Scan the entries below. List each line with "that".

+++

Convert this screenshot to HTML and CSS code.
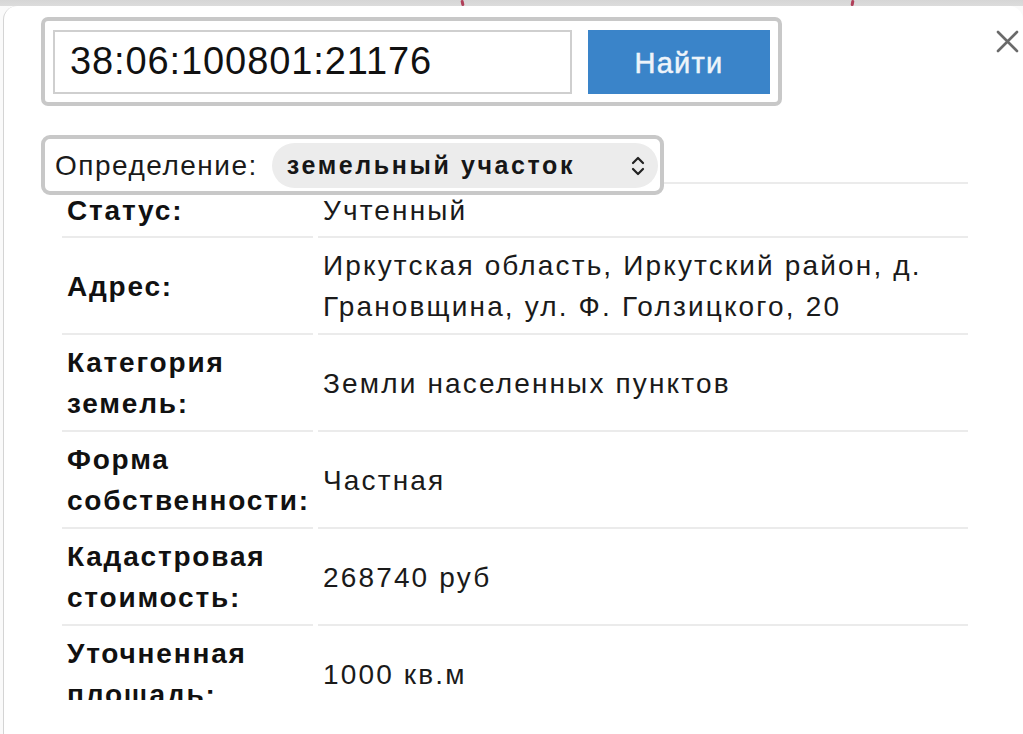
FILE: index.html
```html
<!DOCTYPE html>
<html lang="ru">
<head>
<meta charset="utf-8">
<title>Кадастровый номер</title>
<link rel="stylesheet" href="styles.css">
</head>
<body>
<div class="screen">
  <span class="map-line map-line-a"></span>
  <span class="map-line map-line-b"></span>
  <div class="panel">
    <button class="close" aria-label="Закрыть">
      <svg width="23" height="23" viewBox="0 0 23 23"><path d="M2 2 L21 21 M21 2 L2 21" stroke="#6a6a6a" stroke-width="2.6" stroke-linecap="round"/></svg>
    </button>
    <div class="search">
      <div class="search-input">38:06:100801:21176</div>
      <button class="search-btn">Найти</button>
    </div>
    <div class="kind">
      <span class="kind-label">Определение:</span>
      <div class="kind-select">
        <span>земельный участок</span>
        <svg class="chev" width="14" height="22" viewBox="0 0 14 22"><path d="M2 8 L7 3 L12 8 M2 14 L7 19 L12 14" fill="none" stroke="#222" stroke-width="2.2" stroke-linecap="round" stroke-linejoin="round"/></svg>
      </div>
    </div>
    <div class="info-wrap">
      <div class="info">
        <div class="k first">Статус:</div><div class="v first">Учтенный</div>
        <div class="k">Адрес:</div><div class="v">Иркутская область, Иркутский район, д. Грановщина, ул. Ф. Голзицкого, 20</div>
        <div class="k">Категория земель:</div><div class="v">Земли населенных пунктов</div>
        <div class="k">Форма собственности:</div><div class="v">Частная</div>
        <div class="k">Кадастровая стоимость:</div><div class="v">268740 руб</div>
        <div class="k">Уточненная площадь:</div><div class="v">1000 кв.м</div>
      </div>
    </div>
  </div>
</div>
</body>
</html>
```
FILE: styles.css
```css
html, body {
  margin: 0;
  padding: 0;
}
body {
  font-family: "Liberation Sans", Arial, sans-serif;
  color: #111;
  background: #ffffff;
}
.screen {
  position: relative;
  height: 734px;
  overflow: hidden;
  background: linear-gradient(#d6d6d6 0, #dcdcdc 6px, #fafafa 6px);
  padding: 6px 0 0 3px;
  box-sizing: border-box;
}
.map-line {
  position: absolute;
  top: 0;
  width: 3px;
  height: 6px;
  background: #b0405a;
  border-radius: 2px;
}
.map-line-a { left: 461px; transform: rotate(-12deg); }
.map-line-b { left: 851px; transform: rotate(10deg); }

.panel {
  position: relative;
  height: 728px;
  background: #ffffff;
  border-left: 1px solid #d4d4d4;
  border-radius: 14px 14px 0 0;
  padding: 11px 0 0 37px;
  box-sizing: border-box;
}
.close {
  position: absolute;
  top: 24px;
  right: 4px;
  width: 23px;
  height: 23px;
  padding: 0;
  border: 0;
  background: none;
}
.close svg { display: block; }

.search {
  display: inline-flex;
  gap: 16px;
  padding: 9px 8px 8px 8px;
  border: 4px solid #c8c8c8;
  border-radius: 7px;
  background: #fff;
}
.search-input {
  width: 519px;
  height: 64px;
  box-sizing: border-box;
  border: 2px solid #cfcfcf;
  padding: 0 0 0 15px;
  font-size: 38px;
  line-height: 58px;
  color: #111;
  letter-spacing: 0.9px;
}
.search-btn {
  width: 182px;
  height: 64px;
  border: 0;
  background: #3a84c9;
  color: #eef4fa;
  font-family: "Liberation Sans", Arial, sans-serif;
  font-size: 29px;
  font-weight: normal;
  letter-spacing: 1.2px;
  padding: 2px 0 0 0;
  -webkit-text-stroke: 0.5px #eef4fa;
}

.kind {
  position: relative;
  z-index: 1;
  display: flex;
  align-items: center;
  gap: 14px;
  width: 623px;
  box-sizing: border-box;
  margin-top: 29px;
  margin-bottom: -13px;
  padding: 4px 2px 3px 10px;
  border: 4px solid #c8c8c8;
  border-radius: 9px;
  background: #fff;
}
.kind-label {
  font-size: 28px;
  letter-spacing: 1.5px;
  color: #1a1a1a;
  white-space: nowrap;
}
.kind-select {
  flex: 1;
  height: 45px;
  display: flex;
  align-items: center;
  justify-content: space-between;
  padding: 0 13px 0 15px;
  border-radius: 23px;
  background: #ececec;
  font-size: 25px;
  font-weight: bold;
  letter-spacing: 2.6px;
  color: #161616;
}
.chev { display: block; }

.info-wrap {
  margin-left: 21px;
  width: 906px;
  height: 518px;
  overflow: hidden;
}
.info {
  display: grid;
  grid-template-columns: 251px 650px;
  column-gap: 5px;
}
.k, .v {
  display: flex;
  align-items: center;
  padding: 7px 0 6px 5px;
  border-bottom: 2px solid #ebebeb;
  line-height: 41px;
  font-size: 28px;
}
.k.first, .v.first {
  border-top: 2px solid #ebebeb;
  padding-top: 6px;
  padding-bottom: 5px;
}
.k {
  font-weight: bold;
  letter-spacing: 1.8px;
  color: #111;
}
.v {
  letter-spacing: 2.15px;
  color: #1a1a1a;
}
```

+++

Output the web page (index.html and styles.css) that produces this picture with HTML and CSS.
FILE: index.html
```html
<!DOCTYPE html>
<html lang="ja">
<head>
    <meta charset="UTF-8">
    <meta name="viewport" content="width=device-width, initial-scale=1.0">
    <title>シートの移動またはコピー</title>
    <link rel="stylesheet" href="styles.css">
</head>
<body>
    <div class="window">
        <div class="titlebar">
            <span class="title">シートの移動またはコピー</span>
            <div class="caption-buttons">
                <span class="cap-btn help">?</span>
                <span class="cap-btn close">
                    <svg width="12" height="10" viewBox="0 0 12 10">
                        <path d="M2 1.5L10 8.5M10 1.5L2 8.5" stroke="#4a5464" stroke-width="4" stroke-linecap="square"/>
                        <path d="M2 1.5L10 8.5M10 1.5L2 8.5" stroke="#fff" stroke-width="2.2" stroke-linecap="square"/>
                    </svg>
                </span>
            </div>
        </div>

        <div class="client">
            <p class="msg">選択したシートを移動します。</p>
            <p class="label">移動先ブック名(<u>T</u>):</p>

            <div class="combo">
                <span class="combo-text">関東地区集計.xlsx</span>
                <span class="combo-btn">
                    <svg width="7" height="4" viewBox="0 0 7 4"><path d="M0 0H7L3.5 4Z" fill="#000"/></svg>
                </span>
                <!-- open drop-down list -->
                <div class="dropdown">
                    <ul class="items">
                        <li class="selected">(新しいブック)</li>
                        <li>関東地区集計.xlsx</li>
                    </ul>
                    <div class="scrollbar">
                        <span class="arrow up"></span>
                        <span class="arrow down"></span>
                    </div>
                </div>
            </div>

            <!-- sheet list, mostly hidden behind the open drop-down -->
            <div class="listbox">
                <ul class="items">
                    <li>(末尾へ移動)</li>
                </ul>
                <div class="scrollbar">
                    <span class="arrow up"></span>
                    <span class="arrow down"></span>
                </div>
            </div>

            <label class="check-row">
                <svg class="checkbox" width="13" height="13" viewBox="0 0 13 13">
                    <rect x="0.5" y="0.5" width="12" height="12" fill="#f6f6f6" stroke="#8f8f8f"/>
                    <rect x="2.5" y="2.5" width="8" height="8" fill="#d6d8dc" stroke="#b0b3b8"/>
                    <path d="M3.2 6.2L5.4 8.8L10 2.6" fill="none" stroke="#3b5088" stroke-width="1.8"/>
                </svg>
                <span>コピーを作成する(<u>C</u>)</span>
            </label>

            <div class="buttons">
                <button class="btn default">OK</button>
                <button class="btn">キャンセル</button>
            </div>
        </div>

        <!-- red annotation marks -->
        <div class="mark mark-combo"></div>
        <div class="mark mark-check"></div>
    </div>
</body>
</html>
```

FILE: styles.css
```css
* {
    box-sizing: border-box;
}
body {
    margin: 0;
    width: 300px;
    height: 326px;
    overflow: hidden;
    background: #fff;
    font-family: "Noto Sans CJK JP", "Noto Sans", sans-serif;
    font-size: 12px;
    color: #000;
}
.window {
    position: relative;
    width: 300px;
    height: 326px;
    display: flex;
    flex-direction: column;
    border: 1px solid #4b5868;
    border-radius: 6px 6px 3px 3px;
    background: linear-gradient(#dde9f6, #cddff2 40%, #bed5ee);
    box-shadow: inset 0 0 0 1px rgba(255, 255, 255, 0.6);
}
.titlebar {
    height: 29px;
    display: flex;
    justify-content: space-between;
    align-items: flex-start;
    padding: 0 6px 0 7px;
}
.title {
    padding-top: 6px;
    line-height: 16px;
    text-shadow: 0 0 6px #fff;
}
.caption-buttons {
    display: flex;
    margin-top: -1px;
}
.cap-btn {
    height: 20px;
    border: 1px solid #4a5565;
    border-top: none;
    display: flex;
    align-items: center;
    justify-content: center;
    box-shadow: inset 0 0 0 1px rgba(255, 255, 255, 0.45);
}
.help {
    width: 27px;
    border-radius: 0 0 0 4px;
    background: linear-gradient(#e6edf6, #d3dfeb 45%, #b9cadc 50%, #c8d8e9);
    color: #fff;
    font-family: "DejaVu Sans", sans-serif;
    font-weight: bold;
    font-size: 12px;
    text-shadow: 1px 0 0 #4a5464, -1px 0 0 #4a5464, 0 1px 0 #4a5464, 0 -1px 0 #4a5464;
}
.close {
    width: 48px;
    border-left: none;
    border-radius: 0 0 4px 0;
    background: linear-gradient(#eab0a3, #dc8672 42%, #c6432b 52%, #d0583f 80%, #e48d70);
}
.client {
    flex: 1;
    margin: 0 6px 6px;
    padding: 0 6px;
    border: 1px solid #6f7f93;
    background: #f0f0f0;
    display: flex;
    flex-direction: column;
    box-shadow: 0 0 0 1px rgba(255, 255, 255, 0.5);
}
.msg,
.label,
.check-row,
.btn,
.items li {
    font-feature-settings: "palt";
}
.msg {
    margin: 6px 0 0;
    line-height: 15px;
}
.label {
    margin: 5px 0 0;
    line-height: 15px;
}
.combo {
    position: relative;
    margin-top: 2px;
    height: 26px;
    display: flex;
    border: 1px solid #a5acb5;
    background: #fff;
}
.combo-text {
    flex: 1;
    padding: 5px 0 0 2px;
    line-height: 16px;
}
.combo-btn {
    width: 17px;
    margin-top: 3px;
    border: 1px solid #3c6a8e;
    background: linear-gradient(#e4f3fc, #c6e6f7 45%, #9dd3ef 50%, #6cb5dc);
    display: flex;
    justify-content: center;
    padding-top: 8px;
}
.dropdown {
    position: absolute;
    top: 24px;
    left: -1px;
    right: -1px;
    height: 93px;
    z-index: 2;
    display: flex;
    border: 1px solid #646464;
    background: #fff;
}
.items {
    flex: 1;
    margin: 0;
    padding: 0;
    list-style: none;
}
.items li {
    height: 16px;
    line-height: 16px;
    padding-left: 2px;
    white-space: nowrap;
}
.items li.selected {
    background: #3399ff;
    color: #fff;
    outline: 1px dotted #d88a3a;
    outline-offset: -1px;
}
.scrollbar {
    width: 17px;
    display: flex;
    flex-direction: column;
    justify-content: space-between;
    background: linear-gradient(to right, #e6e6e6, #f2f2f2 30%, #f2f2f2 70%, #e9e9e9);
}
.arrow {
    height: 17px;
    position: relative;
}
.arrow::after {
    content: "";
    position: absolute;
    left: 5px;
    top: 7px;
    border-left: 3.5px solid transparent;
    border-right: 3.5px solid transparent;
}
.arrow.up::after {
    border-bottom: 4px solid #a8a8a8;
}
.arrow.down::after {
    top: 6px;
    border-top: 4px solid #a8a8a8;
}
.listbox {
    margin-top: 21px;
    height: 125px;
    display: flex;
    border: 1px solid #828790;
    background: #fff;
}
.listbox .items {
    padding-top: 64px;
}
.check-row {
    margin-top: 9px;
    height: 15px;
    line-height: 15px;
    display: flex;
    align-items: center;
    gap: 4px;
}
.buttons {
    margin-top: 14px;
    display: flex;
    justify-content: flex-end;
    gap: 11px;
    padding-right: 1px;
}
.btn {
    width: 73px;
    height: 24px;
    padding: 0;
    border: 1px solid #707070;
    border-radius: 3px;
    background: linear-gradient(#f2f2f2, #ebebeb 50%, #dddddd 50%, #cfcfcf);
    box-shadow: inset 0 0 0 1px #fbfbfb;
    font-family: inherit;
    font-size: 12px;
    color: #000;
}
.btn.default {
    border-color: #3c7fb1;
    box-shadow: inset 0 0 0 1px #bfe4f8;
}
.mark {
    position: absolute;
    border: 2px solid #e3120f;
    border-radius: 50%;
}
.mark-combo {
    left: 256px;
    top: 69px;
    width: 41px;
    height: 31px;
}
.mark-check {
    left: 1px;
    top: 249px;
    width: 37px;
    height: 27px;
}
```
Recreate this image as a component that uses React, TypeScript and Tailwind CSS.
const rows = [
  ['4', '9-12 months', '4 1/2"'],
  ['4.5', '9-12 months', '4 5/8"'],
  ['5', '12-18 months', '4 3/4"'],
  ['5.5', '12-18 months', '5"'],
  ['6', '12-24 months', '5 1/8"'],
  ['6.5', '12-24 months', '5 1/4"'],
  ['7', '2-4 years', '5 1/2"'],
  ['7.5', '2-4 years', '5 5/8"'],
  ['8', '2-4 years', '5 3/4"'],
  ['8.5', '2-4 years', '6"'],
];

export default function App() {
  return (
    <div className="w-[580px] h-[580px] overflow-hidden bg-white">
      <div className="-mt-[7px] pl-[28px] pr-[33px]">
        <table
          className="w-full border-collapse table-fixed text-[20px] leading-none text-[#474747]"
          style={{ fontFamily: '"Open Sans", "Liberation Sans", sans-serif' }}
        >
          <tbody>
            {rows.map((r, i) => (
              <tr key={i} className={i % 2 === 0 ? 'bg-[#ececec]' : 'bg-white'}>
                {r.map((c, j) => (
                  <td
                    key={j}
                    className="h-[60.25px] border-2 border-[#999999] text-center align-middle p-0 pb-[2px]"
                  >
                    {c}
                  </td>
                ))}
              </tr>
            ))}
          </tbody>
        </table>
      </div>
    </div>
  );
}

+++

Written solution
Output the web page (index.html and styles.css) that produces this picture with HTML and CSS.
Recreate this image as a component that uses React, TypeScript and Tailwind CSS.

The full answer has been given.